[Records with interface code]
+++

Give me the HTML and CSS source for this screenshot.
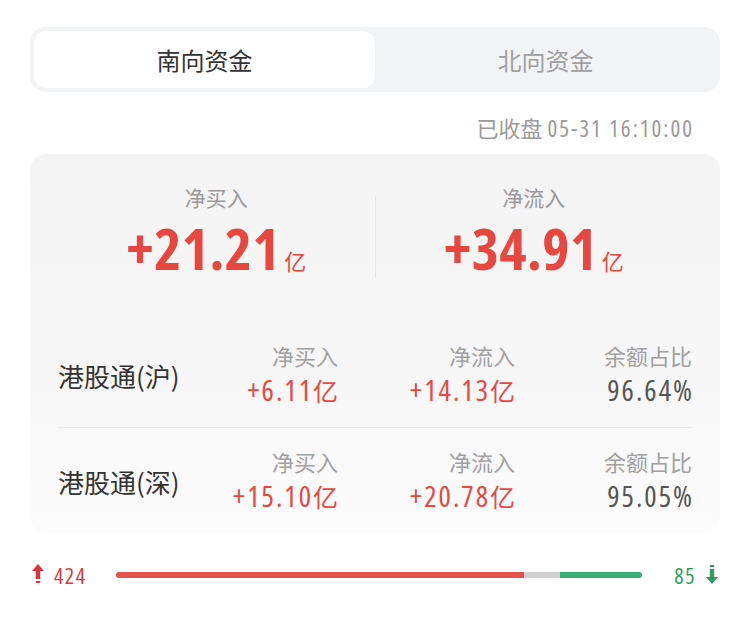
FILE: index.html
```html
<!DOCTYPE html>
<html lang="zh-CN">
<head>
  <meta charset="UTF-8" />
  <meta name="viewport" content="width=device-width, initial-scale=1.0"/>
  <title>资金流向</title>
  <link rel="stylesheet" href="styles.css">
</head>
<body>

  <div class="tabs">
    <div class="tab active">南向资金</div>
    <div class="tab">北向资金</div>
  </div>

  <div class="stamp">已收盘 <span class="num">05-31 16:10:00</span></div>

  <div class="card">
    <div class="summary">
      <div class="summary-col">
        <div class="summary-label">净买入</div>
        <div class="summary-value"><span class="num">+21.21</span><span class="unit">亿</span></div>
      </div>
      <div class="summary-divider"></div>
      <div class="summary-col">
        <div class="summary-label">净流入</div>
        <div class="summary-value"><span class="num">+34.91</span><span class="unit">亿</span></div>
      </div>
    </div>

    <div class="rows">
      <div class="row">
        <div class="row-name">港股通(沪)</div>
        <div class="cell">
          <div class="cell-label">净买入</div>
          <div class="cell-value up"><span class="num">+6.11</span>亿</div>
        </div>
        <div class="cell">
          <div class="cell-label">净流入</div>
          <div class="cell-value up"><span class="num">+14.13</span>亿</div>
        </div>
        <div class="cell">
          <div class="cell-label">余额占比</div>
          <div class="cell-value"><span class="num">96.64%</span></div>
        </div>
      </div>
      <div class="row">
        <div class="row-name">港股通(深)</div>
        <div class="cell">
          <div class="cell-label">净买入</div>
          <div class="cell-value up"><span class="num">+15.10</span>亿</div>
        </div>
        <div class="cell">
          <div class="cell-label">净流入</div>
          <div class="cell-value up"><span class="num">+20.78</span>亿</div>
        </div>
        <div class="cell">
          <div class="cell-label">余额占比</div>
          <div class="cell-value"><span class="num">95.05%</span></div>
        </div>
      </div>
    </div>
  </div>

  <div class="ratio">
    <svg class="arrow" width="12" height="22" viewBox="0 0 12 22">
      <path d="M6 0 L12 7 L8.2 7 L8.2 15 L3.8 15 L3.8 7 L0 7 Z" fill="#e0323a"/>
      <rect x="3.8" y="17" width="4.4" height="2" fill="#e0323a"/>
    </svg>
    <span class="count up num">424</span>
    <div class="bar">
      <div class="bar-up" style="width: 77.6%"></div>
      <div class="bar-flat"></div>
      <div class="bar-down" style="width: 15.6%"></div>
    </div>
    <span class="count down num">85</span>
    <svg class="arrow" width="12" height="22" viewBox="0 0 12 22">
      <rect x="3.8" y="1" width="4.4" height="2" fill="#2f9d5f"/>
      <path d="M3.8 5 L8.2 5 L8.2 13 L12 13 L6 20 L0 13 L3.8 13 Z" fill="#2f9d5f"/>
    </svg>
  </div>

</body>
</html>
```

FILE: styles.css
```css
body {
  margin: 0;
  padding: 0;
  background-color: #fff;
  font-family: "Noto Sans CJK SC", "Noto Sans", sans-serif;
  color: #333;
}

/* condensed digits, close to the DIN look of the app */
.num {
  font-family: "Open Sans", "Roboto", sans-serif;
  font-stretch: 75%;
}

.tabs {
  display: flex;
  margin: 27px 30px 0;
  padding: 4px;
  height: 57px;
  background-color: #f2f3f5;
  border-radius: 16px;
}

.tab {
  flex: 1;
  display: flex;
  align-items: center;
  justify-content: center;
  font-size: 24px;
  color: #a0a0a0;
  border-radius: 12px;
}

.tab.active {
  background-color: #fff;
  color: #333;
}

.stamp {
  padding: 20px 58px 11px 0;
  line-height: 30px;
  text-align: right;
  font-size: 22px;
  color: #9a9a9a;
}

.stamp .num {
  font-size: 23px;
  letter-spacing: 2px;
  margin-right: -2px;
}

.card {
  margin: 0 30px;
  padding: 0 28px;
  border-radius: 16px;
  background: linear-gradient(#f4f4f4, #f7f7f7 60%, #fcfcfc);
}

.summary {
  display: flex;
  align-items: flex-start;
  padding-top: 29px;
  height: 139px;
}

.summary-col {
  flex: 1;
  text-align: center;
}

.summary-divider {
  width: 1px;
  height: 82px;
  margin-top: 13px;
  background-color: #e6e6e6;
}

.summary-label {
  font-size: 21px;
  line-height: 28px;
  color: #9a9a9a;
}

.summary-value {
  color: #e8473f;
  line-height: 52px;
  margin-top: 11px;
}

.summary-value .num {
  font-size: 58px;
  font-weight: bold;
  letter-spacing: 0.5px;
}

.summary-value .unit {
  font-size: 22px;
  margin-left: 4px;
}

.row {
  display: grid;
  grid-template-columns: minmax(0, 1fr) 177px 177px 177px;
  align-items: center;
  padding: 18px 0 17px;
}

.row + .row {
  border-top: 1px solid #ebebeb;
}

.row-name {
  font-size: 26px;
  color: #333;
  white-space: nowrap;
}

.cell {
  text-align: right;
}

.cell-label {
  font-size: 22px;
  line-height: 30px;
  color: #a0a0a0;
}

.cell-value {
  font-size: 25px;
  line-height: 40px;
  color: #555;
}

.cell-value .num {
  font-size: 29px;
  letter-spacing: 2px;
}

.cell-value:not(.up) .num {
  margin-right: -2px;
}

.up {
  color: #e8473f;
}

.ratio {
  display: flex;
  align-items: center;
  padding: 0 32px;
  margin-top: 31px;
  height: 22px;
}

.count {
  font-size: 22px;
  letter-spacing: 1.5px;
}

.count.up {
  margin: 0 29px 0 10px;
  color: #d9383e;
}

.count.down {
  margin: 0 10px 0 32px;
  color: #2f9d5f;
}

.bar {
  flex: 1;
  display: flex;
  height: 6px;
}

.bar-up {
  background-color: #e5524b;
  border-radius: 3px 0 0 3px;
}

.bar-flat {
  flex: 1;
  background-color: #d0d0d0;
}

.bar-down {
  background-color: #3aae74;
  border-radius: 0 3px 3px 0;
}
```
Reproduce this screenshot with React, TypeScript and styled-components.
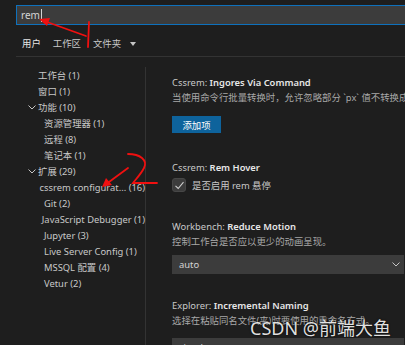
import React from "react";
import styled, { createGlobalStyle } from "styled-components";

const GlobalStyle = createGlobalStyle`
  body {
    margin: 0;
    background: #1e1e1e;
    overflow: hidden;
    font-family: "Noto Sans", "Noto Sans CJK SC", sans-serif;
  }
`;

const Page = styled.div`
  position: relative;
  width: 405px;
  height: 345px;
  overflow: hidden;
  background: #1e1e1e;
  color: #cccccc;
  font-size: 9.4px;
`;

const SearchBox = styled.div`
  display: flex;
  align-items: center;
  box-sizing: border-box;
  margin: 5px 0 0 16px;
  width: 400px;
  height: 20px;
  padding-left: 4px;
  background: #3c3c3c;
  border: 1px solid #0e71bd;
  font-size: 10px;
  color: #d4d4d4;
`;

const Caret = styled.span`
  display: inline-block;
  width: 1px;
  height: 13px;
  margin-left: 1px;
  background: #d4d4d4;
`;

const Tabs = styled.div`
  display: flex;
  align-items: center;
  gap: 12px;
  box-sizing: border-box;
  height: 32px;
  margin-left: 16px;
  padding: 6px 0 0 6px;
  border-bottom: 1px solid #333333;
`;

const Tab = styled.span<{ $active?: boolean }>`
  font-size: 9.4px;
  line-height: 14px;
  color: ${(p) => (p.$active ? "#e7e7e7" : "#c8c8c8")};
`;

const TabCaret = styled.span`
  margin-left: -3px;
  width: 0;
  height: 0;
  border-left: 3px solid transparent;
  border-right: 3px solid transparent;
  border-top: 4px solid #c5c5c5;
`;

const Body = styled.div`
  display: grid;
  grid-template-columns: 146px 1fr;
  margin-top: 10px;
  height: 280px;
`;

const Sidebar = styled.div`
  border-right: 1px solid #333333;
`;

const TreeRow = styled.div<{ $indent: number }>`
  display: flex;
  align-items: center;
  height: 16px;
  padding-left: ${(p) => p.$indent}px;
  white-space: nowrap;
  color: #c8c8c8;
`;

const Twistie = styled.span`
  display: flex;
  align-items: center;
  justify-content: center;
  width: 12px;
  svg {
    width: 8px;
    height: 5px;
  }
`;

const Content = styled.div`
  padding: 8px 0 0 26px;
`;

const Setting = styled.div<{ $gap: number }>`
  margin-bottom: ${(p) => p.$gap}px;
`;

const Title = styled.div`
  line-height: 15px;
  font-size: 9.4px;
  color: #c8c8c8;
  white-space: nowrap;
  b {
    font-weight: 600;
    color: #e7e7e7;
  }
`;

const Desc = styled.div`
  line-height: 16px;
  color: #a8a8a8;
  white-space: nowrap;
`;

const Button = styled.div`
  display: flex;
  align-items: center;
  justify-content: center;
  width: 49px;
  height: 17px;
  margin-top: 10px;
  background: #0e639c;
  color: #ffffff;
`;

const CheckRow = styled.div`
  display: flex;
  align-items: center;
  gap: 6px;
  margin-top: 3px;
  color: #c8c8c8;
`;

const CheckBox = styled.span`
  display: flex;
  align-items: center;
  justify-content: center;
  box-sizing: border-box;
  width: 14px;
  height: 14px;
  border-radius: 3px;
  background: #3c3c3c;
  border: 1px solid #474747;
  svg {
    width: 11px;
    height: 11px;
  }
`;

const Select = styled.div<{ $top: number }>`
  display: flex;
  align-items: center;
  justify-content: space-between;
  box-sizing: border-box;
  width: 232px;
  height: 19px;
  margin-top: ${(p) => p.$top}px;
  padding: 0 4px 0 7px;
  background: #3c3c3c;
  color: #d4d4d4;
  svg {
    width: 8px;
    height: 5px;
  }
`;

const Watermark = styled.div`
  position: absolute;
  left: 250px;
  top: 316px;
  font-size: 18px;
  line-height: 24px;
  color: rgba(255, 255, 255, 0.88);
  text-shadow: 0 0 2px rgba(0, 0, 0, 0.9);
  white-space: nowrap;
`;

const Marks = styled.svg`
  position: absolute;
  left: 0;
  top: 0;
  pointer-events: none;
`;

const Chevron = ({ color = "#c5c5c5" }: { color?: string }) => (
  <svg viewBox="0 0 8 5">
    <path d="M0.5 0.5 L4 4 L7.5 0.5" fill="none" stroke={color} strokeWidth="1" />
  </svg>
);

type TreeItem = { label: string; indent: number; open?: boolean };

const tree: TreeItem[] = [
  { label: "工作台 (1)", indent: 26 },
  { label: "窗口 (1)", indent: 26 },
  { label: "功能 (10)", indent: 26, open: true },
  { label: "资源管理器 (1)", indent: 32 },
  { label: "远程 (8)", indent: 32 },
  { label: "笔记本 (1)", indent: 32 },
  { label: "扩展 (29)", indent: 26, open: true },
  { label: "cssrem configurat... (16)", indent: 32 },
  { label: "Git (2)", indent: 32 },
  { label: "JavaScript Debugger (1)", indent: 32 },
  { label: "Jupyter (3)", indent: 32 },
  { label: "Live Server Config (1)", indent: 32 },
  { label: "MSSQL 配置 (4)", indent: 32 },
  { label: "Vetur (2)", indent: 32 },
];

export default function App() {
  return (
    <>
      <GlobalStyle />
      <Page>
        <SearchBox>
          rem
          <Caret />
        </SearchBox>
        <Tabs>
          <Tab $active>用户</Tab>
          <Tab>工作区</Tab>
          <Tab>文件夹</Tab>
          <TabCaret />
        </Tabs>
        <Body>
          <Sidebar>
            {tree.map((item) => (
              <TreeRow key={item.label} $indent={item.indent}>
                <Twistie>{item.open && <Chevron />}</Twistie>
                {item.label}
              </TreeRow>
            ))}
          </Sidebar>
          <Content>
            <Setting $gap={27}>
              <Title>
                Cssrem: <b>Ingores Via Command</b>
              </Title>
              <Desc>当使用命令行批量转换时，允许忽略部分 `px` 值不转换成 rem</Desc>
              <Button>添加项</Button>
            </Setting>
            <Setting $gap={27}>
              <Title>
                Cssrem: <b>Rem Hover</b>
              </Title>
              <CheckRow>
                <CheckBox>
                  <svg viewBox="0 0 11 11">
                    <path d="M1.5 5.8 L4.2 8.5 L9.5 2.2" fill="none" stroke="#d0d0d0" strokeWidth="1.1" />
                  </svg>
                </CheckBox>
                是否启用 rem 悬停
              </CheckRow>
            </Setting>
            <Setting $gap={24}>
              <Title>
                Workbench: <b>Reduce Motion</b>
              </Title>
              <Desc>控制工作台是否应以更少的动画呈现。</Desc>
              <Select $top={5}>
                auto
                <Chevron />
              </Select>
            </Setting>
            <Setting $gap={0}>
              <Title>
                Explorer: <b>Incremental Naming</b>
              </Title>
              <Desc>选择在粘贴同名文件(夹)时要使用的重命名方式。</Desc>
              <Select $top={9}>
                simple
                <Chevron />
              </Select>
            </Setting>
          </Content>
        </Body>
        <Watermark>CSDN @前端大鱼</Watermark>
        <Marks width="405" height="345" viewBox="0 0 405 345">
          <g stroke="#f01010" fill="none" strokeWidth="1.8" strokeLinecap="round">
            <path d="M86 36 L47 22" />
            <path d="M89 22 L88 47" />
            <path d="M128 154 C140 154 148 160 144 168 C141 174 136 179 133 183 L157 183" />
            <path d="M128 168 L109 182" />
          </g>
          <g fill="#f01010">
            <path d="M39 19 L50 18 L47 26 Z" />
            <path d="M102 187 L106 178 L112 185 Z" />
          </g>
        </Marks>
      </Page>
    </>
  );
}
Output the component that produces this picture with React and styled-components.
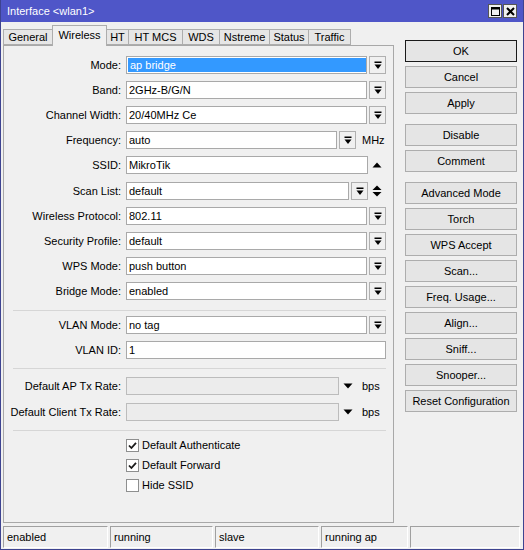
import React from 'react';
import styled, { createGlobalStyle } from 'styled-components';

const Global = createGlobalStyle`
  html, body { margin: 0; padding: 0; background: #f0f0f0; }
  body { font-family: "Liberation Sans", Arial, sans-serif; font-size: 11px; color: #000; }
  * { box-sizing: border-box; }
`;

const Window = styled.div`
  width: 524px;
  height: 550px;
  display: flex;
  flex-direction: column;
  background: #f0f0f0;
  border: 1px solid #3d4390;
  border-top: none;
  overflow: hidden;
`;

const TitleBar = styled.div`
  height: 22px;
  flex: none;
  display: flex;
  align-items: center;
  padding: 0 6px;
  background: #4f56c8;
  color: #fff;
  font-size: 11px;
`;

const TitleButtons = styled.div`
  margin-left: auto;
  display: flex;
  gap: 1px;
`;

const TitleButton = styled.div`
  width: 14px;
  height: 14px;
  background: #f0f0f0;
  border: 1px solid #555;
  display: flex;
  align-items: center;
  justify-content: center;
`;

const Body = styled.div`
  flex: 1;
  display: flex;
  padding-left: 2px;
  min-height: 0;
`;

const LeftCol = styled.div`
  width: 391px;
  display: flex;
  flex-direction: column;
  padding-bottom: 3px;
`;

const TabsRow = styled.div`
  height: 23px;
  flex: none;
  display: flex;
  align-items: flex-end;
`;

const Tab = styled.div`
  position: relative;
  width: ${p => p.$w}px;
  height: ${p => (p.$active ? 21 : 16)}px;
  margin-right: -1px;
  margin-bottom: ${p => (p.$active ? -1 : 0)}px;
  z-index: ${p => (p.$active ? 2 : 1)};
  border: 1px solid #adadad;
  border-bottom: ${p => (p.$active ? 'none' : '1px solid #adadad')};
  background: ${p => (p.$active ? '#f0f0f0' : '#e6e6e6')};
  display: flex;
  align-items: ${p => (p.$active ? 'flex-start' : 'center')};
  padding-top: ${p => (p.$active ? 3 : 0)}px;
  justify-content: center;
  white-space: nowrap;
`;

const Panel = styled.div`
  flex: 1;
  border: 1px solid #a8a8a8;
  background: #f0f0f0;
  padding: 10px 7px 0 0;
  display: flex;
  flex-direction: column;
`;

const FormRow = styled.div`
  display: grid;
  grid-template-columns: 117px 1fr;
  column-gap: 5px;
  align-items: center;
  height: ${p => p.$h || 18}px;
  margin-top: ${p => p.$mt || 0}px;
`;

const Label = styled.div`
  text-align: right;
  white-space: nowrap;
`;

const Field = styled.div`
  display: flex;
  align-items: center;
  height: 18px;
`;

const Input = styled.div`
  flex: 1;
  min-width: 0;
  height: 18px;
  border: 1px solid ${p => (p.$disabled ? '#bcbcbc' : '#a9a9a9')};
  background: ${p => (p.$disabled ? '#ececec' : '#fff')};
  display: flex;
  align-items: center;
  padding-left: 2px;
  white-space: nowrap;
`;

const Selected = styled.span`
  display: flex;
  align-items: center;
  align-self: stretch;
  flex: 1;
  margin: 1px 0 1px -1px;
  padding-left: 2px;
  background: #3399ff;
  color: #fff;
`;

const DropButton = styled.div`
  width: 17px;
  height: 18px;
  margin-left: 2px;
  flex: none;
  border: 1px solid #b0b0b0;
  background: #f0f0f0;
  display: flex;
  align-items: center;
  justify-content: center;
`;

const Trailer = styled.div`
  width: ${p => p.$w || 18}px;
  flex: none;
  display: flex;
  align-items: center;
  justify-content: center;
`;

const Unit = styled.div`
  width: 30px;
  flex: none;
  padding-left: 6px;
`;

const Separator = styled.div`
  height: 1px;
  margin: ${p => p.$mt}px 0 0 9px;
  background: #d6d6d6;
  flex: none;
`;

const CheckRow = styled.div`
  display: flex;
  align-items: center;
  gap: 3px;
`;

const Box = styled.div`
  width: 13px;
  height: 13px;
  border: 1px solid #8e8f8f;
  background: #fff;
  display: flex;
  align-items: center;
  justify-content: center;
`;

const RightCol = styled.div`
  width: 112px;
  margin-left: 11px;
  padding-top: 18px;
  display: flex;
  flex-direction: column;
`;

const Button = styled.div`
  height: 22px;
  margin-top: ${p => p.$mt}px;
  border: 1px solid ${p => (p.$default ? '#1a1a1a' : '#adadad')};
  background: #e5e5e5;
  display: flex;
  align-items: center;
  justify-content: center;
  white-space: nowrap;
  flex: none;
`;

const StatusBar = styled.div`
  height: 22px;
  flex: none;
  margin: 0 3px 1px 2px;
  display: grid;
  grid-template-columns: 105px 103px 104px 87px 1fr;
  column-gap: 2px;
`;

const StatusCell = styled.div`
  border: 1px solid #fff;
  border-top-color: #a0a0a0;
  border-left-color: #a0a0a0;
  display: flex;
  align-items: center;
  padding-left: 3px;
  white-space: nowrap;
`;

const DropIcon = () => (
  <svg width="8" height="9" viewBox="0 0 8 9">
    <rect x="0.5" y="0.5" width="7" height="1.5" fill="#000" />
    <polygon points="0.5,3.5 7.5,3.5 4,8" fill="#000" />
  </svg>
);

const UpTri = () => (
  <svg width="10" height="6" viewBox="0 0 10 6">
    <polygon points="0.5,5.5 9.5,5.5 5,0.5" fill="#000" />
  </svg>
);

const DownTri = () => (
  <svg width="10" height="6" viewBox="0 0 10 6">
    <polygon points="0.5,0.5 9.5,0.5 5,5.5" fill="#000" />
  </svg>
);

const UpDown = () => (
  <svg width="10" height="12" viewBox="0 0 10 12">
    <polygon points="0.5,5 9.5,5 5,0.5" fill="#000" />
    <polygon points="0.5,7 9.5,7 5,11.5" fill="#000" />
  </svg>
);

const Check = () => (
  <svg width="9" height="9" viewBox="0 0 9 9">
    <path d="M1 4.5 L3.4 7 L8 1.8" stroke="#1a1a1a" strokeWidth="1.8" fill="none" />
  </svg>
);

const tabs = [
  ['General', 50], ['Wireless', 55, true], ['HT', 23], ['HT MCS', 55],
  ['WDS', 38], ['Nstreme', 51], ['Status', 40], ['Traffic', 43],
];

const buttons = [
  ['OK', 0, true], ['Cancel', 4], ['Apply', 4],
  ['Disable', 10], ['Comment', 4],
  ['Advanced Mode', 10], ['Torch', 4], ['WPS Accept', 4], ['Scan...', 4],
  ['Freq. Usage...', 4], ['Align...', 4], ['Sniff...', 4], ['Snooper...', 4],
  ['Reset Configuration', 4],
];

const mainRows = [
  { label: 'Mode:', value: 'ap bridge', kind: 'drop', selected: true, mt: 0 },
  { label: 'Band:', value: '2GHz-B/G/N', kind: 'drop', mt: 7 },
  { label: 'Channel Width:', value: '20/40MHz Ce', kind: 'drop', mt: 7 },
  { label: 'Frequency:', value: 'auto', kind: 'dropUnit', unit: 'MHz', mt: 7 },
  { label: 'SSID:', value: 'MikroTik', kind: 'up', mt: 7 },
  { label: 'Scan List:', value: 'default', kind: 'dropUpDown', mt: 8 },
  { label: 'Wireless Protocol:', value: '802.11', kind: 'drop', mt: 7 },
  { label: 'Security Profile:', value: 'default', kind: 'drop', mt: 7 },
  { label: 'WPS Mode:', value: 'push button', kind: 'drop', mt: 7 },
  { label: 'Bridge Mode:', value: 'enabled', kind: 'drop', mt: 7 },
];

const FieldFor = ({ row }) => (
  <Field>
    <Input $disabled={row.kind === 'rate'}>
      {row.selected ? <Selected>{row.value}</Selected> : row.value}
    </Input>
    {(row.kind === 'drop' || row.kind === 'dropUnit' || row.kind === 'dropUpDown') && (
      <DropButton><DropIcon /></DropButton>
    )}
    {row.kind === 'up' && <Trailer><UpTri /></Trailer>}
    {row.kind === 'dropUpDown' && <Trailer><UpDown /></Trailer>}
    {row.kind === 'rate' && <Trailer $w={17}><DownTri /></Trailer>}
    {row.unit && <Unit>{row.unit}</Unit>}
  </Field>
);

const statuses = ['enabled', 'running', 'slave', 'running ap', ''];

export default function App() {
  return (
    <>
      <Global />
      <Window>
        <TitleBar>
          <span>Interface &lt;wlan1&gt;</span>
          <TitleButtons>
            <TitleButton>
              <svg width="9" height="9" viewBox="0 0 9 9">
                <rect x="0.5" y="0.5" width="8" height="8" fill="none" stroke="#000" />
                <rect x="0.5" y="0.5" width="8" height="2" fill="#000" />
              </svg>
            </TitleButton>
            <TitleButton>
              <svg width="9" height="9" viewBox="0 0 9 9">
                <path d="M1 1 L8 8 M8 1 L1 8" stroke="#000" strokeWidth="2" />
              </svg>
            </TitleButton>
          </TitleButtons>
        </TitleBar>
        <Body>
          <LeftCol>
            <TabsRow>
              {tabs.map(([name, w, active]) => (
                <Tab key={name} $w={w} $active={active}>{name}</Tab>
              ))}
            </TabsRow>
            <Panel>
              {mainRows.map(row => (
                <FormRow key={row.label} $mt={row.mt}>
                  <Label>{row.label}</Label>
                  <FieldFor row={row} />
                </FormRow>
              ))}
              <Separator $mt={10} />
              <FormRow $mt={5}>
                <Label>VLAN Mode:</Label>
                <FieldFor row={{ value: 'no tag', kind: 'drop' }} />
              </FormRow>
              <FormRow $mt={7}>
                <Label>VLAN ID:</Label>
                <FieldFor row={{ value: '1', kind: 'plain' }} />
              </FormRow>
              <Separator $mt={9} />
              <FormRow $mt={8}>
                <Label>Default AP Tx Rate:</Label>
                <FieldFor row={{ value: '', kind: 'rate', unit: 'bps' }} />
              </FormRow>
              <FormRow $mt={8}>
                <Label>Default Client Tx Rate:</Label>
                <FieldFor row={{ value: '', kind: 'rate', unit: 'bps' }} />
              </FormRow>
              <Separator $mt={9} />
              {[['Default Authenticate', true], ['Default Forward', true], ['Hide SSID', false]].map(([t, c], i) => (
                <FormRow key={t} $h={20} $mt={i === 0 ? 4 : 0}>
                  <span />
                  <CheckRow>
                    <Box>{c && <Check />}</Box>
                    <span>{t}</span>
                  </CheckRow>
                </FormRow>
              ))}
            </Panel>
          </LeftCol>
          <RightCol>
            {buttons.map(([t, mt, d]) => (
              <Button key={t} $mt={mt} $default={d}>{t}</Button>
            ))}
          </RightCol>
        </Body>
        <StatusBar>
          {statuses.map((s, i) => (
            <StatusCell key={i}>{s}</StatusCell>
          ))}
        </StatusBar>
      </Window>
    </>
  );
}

+++

List all lines above in which the string "screenshot" appears.

Give me the HTML and CSS source for this screenshot.
Reproduce this screenshot with React, TypeScript and styled-components.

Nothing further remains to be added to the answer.